What is needed: Write out each line exactly as given. Leave the pictures out of your copy.

---------- Data ----------

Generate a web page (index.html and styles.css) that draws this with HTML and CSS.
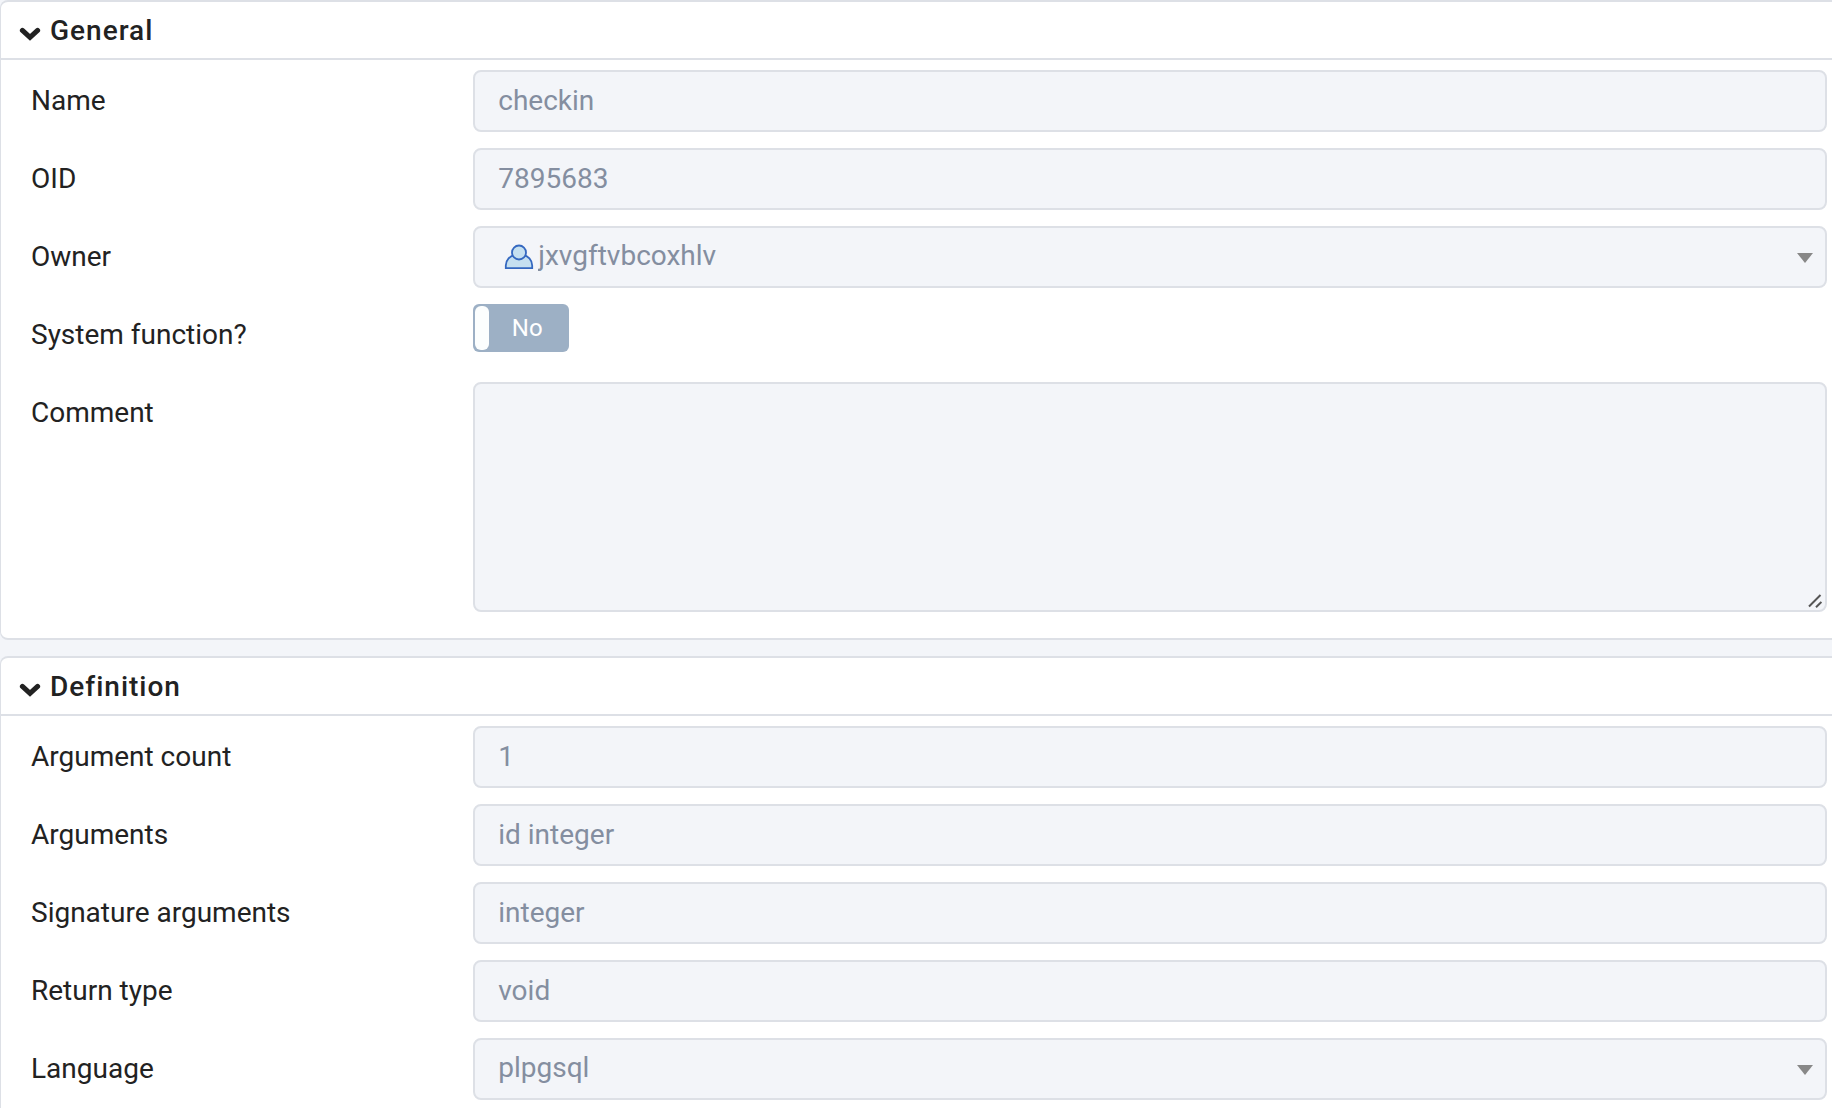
FILE: index.html
```html
<!DOCTYPE html>
<html lang="en">
    <head>
        <meta charset="utf-8">
        <title>Function properties</title>
        <link rel="stylesheet" href="styles.css">
    </head>

    <body>

        <details class="card" open>
            <summary class="card-header">
                <svg class="chevron" viewBox="0 0 22 16" aria-hidden="true"><path d="M3.4 4.4 11 11.4 18.6 4.4"/></svg>
                General
            </summary>
            <div class="card-body">
                <div class="row">
                    <label for="name">Name</label>
                    <input class="field" id="name" type="text" value="checkin" disabled>
                </div>
                <div class="row">
                    <label for="oid">OID</label>
                    <input class="field" id="oid" type="text" value="7895683" disabled>
                </div>
                <div class="row">
                    <label for="owner">Owner</label>
                    <div class="control">
                        <select class="field with-icon" id="owner" disabled>
                            <option>jxvgftvbcoxhlv</option>
                        </select>
                        <svg class="user-icon" viewBox="0 0 30 26" aria-hidden="true">
                            <path d="M1.8 24.2v-2.6c0-5.6 4.4-10 9-10.4h8.4c4.6.4 9 4.8 9 10.4v2.6z"/>
                            <circle cx="15" cy="8.5" r="7"/>
                        </svg>
                        <svg class="arrow" viewBox="0 0 16 10" aria-hidden="true"><path d="M0 0h16L8 10z"/></svg>
                    </div>
                </div>
                <div class="row">
                    <label for="system">System function?</label>
                    <div class="toggle">
                        <input class="toggle-input" id="system" type="checkbox" role="switch" disabled>
                        <span class="toggle-text">No</span>
                    </div>
                </div>
                <div class="row">
                    <label for="comment">Comment</label>
                    <div class="control">
                        <textarea class="field comment" id="comment" disabled></textarea>
                        <svg class="grip" viewBox="0 0 14 14" aria-hidden="true"><path d="M1 12.5 12.5 1M8 13.2 13.4 8"/></svg>
                    </div>
                </div>
            </div>
        </details>

        <details class="card" open>
            <summary class="card-header">
                <svg class="chevron" viewBox="0 0 22 16" aria-hidden="true"><path d="M3.4 4.4 11 11.4 18.6 4.4"/></svg>
                Definition
            </summary>
            <div class="card-body">
                <div class="row">
                    <label for="argcount">Argument count</label>
                    <input class="field" id="argcount" type="text" value="1" disabled>
                </div>
                <div class="row">
                    <label for="args">Arguments</label>
                    <input class="field" id="args" type="text" value="id integer" disabled>
                </div>
                <div class="row">
                    <label for="sigargs">Signature arguments</label>
                    <input class="field" id="sigargs" type="text" value="integer" disabled>
                </div>
                <div class="row">
                    <label for="returntype">Return type</label>
                    <input class="field" id="returntype" type="text" value="void" disabled>
                </div>
                <div class="row">
                    <label for="language">Language</label>
                    <div class="control">
                        <select class="field" id="language" disabled>
                            <option>plpgsql</option>
                        </select>
                        <svg class="arrow" viewBox="0 0 16 10" aria-hidden="true"><path d="M0 0h16L8 10z"/></svg>
                    </div>
                </div>
            </div>
        </details>

    </body>
</html>
```

FILE: styles.css
```css
* {
    box-sizing: border-box;
}

html {
    height: 100%;
    overflow: hidden;
}

body {
    margin: 0;
    height: 100%;
    overflow: hidden;
    background-color: #f3f5f9;
    color: #222222;
    font-family: Roboto, "Liberation Sans", sans-serif;
    font-size: 28px;
    line-height: 42px;
}

.card {
    margin-bottom: 16px;
    background-color: #ffffff;
    border: 2px solid #dde0e6;
    border-left-width: 1px;
    border-right: 0;
    border-radius: 8px 0 0 8px;
}

.card-header {
    display: flex;
    align-items: center;
    gap: 9px;
    height: 58px;
    padding-top: 2px;
    padding-left: 18px;
    border-bottom: 2px solid #dde0e6;
    font-weight: 500;
    letter-spacing: 1px;
    list-style: none;
    cursor: pointer;
}

.chevron {
    width: 22px;
    height: 16px;
    margin-top: 6px;
    fill: none;
    stroke: #222222;
    stroke-width: 5;
    stroke-linecap: round;
}

.card-body {
    display: flex;
    flex-direction: column;
    gap: 16px;
    padding: 10px 5px 26px 21px;
}

.row {
    display: grid;
    grid-template-columns: 1fr 3fr;
    align-items: start;
    min-height: 62px;
}

.row label {
    padding: 10px 9px;
}

.control {
    position: relative;
}

.field {
    display: block;
    width: 100%;
    height: 62px;
    margin: 0;
    padding: 0 23px 2px;
    background-color: #f3f5f9;
    border: 2px solid #dde0e6;
    border-radius: 8px;
    color: #848ea0;
    font: inherit;
    opacity: 1;
    appearance: none;
}

.with-icon {
    padding-left: 63px;
}

.comment {
    height: 230px;
    resize: none;
}

.user-icon {
    position: absolute;
    top: 18px;
    left: 31px;
    width: 30px;
    height: 26px;
    fill: #c5e0f0;
    stroke: #3468c0;
    stroke-width: 1.8;
}

.arrow {
    position: absolute;
    top: 27px;
    right: 14px;
    width: 16px;
    height: 10px;
    fill: #888888;
}

.grip {
    position: absolute;
    right: 5px;
    bottom: 4px;
    width: 14px;
    height: 14px;
    fill: none;
    stroke: #555555;
    stroke-width: 2;
}

.toggle {
    position: relative;
    width: 96px;
    height: 48px;
    padding: 2px;
    background-color: #9db0c5;
    border-radius: 6px;
}

.toggle-input {
    display: block;
    width: 14px;
    height: 44px;
    margin: 0;
    background-color: #fcfefe;
    border-radius: 6px;
    appearance: none;
}

.toggle-text {
    position: absolute;
    inset: 0 0 0 12px;
    color: #ffffff;
    font-size: 24px;
    line-height: 48px;
    text-align: center;
}
```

----------

Final result:
Generate a web page (index.html and styles.css) that draws this with HTML and CSS.
FILE: index.html
```html
<!DOCTYPE html>
<html lang="en">
    <head>
        <meta charset="utf-8">
        <title>Function properties</title>
        <link rel="stylesheet" href="styles.css">
    </head>

    <body>

        <details class="card" open>
            <summary class="card-header">
                <svg class="chevron" viewBox="0 0 22 16" aria-hidden="true"><path d="M3.4 4.4 11 11.4 18.6 4.4"/></svg>
                General
            </summary>
            <div class="card-body">
                <div class="row">
                    <label for="name">Name</label>
                    <input class="field" id="name" type="text" value="checkin" disabled>
                </div>
                <div class="row">
                    <label for="oid">OID</label>
                    <input class="field" id="oid" type="text" value="7895683" disabled>
                </div>
                <div class="row">
                    <label for="owner">Owner</label>
                    <div class="control">
                        <select class="field with-icon" id="owner" disabled>
                            <option>jxvgftvbcoxhlv</option>
                        </select>
                        <svg class="user-icon" viewBox="0 0 30 26" aria-hidden="true">
                            <path d="M1.8 24.2v-2.6c0-5.6 4.4-10 9-10.4h8.4c4.6.4 9 4.8 9 10.4v2.6z"/>
                            <circle cx="15" cy="8.5" r="7"/>
                        </svg>
                        <svg class="arrow" viewBox="0 0 16 10" aria-hidden="true"><path d="M0 0h16L8 10z"/></svg>
                    </div>
                </div>
                <div class="row">
                    <label for="system">System function?</label>
                    <div class="toggle">
                        <input class="toggle-input" id="system" type="checkbox" role="switch" disabled>
                        <span class="toggle-text">No</span>
                    </div>
                </div>
                <div class="row">
                    <label for="comment">Comment</label>
                    <div class="control">
                        <textarea class="field comment" id="comment" disabled></textarea>
                        <svg class="grip" viewBox="0 0 14 14" aria-hidden="true"><path d="M1 12.5 12.5 1M8 13.2 13.4 8"/></svg>
                    </div>
                </div>
            </div>
        </details>

        <details class="card" open>
            <summary class="card-header">
                <svg class="chevron" viewBox="0 0 22 16" aria-hidden="true"><path d="M3.4 4.4 11 11.4 18.6 4.4"/></svg>
                Definition
            </summary>
            <div class="card-body">
                <div class="row">
                    <label for="argcount">Argument count</label>
                    <input class="field" id="argcount" type="text" value="1" disabled>
                </div>
                <div class="row">
                    <label for="args">Arguments</label>
                    <input class="field" id="args" type="text" value="id integer" disabled>
                </div>
                <div class="row">
                    <label for="sigargs">Signature arguments</label>
                    <input class="field" id="sigargs" type="text" value="integer" disabled>
                </div>
                <div class="row">
                    <label for="returntype">Return type</label>
                    <input class="field" id="returntype" type="text" value="void" disabled>
                </div>
                <div class="row">
                    <label for="language">Language</label>
                    <div class="control">
                        <select class="field" id="language" disabled>
                            <option>plpgsql</option>
                        </select>
                        <svg class="arrow" viewBox="0 0 16 10" aria-hidden="true"><path d="M0 0h16L8 10z"/></svg>
                    </div>
                </div>
            </div>
        </details>

    </body>
</html>
```

FILE: styles.css
```css
* {
    box-sizing: border-box;
}

html {
    height: 100%;
    overflow: hidden;
}

body {
    margin: 0;
    height: 100%;
    overflow: hidden;
    background-color: #f3f5f9;
    color: #222222;
    font-family: Roboto, "Liberation Sans", sans-serif;
    font-size: 28px;
    line-height: 42px;
}

.card {
    margin-bottom: 16px;
    background-color: #ffffff;
    border: 2px solid #dde0e6;
    border-left-width: 1px;
    border-right: 0;
    border-radius: 8px 0 0 8px;
}

.card-header {
    display: flex;
    align-items: center;
    gap: 9px;
    height: 58px;
    padding-top: 2px;
    padding-left: 18px;
    border-bottom: 2px solid #dde0e6;
    font-weight: 500;
    letter-spacing: 1px;
    list-style: none;
    cursor: pointer;
}

.chevron {
    width: 22px;
    height: 16px;
    margin-top: 6px;
    fill: none;
    stroke: #222222;
    stroke-width: 5;
    stroke-linecap: round;
}

.card-body {
    display: flex;
    flex-direction: column;
    gap: 16px;
    padding: 10px 5px 26px 21px;
}

.row {
    display: grid;
    grid-template-columns: 1fr 3fr;
    align-items: start;
    min-height: 62px;
}

.row label {
    padding: 10px 9px;
}

.control {
    position: relative;
}

.field {
    display: block;
    width: 100%;
    height: 62px;
    margin: 0;
    padding: 0 23px 2px;
    background-color: #f3f5f9;
    border: 2px solid #dde0e6;
    border-radius: 8px;
    color: #848ea0;
    font: inherit;
    opacity: 1;
    appearance: none;
}

.with-icon {
    padding-left: 63px;
}

.comment {
    height: 230px;
    resize: none;
}

.user-icon {
    position: absolute;
    top: 18px;
    left: 31px;
    width: 30px;
    height: 26px;
    fill: #c5e0f0;
    stroke: #3468c0;
    stroke-width: 1.8;
}

.arrow {
    position: absolute;
    top: 27px;
    right: 14px;
    width: 16px;
    height: 10px;
    fill: #888888;
}

.grip {
    position: absolute;
    right: 5px;
    bottom: 4px;
    width: 14px;
    height: 14px;
    fill: none;
    stroke: #555555;
    stroke-width: 2;
}

.toggle {
    position: relative;
    width: 96px;
    height: 48px;
    padding: 2px;
    background-color: #9db0c5;
    border-radius: 6px;
}

.toggle-input {
    display: block;
    width: 14px;
    height: 44px;
    margin: 0;
    background-color: #fcfefe;
    border-radius: 6px;
    appearance: none;
}

.toggle-text {
    position: absolute;
    inset: 0 0 0 12px;
    color: #ffffff;
    font-size: 24px;
    line-height: 48px;
    text-align: center;
}
```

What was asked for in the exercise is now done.